[START OF Task material]

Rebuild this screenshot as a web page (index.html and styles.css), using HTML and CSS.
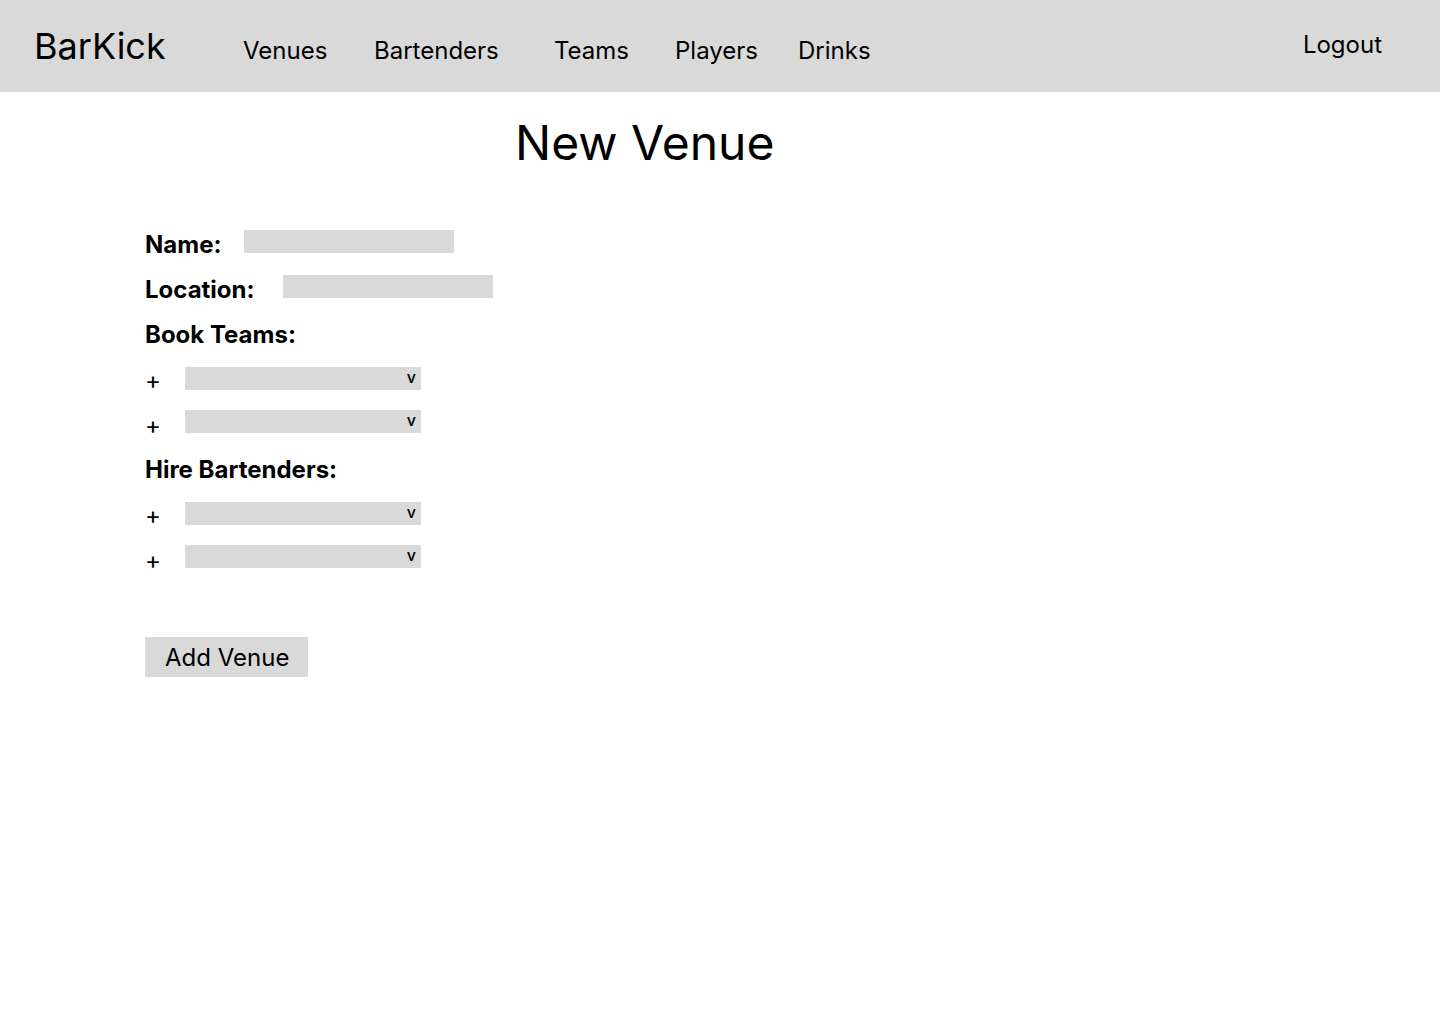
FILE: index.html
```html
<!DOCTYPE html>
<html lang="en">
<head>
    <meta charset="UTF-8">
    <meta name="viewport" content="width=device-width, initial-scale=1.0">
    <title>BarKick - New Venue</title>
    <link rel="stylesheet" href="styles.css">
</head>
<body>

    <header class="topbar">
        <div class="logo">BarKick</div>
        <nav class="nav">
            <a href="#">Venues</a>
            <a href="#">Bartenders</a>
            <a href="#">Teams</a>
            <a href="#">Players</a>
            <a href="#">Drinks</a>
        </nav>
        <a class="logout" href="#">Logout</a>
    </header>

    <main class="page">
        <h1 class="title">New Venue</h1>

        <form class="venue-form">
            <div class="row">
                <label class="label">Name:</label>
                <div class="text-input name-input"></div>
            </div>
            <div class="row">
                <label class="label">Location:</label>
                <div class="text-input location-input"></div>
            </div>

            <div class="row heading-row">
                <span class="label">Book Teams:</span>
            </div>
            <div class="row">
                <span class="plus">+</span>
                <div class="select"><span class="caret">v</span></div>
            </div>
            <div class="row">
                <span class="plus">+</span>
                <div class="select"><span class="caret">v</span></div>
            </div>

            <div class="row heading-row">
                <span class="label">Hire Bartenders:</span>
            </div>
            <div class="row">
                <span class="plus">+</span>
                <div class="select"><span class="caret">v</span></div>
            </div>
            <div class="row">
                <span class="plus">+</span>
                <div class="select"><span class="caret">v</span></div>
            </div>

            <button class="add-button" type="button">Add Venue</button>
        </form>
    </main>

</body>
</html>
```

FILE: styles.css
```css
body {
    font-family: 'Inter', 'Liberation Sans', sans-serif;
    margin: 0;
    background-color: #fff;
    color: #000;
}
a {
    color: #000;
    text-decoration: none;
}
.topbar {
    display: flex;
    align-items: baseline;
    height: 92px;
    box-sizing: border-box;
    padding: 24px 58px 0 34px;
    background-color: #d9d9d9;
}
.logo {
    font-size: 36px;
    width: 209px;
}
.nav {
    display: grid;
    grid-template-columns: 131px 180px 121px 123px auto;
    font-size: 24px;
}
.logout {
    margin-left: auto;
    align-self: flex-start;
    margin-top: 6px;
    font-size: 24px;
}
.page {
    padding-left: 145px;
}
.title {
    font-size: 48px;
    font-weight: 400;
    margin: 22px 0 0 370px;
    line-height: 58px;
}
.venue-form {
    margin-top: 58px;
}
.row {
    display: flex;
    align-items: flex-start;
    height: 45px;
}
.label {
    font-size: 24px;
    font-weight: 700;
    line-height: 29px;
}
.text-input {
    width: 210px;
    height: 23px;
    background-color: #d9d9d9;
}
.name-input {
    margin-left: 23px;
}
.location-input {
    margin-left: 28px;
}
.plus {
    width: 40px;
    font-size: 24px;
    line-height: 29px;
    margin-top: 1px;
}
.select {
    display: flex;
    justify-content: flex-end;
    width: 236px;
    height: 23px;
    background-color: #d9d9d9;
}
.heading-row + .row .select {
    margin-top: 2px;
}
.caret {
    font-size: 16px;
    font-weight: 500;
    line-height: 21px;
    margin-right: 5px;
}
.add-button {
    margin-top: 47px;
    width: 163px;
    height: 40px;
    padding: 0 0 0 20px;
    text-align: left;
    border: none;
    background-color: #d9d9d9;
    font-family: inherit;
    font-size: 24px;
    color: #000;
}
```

[END OF Task material]
[START OF Task material]

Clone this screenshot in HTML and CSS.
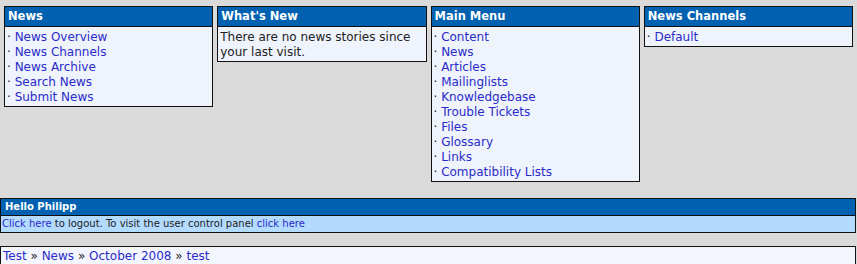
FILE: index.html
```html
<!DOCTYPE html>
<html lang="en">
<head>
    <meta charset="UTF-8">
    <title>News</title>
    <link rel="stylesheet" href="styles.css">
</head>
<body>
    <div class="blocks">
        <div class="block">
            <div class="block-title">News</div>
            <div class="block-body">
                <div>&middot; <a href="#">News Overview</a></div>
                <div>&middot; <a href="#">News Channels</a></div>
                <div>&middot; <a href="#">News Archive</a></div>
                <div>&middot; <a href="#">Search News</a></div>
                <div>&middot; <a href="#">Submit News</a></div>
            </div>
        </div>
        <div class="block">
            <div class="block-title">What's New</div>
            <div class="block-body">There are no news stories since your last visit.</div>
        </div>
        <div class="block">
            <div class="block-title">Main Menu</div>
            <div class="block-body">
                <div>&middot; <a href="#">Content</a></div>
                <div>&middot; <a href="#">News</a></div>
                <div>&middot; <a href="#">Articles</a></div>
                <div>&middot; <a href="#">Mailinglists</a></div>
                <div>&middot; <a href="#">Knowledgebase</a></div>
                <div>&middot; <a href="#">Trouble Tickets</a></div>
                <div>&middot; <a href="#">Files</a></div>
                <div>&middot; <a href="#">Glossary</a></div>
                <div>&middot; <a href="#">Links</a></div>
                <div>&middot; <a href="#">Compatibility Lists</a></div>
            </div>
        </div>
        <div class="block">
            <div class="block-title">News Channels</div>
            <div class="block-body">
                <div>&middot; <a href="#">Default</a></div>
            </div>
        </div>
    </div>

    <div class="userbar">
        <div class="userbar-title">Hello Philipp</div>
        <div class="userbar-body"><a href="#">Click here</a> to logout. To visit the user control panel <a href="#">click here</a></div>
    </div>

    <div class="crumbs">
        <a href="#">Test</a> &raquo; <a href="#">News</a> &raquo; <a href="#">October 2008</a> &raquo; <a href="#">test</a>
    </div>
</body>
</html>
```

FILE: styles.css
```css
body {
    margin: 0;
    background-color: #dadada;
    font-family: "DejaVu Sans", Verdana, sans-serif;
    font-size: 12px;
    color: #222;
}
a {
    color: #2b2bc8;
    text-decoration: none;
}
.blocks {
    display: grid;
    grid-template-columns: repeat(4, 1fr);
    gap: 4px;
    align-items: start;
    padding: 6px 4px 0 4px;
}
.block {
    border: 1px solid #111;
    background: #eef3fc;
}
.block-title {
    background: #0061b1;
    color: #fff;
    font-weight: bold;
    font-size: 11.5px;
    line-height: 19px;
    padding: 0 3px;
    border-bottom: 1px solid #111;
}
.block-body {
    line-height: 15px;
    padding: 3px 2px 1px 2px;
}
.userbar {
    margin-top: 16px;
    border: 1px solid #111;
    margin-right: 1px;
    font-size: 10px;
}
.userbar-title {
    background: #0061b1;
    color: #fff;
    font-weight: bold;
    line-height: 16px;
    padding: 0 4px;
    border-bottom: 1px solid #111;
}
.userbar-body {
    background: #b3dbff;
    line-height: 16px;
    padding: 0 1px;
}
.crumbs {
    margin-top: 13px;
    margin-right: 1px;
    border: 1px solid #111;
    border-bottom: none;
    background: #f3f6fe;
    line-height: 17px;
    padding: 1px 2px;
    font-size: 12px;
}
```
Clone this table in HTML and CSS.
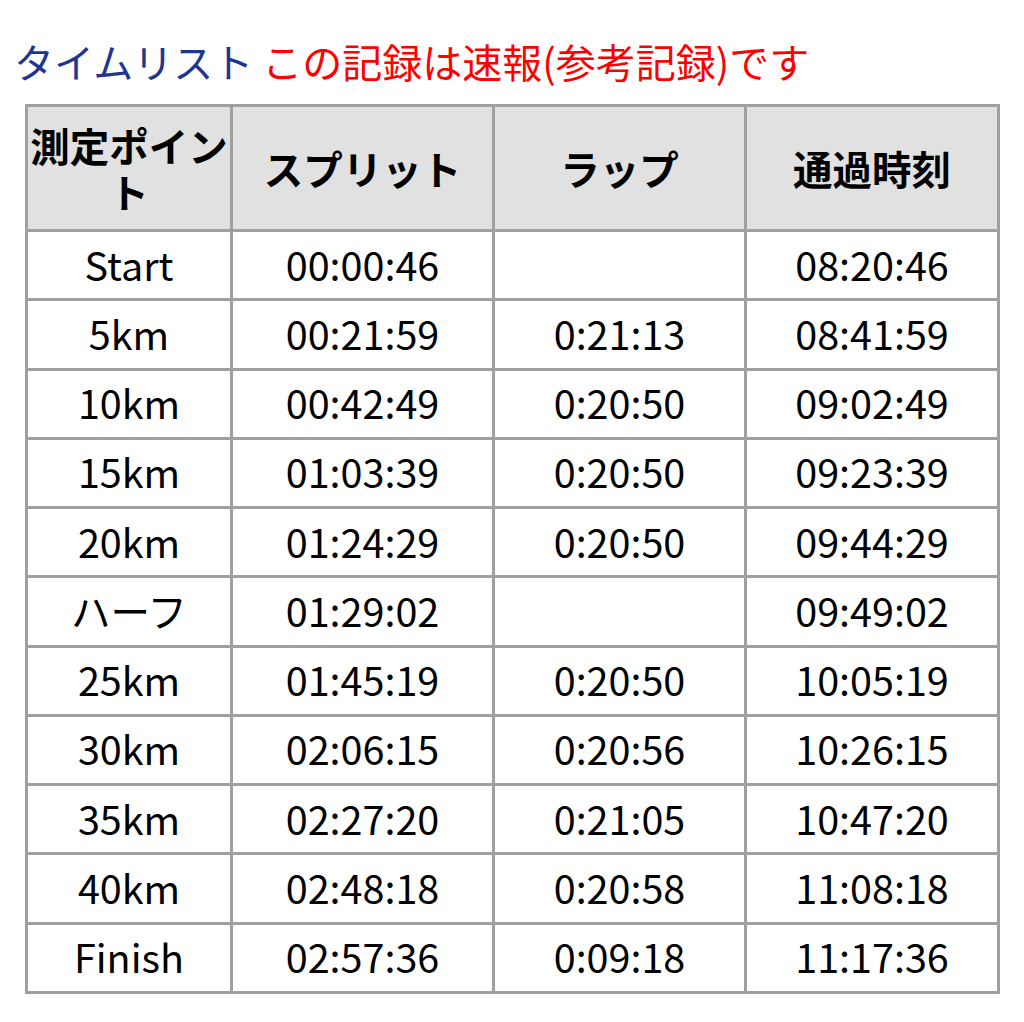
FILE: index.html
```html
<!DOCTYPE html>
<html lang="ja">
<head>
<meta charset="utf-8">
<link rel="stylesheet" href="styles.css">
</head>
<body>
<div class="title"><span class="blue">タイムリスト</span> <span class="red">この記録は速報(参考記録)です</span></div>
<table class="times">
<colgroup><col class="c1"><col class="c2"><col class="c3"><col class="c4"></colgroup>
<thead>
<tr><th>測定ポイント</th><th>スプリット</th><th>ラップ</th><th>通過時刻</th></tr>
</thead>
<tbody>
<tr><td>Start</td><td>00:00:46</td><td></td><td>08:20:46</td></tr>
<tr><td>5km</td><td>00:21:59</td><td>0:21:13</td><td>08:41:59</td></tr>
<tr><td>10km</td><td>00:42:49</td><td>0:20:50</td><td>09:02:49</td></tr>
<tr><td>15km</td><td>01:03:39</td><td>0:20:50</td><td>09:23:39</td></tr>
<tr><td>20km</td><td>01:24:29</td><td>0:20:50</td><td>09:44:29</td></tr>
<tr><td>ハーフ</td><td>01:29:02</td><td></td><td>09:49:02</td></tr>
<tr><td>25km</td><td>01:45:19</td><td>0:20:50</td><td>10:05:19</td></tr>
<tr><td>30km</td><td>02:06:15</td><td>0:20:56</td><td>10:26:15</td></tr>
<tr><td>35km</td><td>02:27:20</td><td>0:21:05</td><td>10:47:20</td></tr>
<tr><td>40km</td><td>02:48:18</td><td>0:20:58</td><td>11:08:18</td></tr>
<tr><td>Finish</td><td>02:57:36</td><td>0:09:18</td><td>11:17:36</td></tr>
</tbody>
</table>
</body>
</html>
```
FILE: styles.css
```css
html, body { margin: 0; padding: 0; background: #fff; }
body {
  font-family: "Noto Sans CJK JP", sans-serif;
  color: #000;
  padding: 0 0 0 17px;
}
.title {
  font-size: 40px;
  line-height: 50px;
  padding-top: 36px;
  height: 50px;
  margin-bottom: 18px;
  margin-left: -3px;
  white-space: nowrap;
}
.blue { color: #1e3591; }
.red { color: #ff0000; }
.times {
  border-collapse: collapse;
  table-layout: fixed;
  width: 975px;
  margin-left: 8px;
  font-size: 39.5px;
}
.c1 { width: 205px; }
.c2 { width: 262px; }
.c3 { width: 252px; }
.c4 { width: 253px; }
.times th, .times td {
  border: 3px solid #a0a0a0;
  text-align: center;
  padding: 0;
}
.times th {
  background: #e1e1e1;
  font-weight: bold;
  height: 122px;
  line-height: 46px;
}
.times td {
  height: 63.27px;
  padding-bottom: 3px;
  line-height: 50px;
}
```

[END OF Task material]
[START OF Task material]

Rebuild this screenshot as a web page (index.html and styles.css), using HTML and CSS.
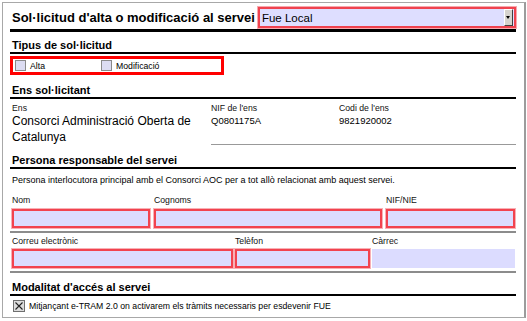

[END OF Task material]

_Short problem:_
Look through the listing and extract every line with "this" in it.

_Solution to the exercise:_
Rebuild this screenshot as a web page (index.html and styles.css), using HTML and CSS.
Clone this screenshot in HTML and CSS.
Clone this table in HTML and CSS.
Rebuild this screenshot as a web page (index.html and styles.css), using HTML and CSS.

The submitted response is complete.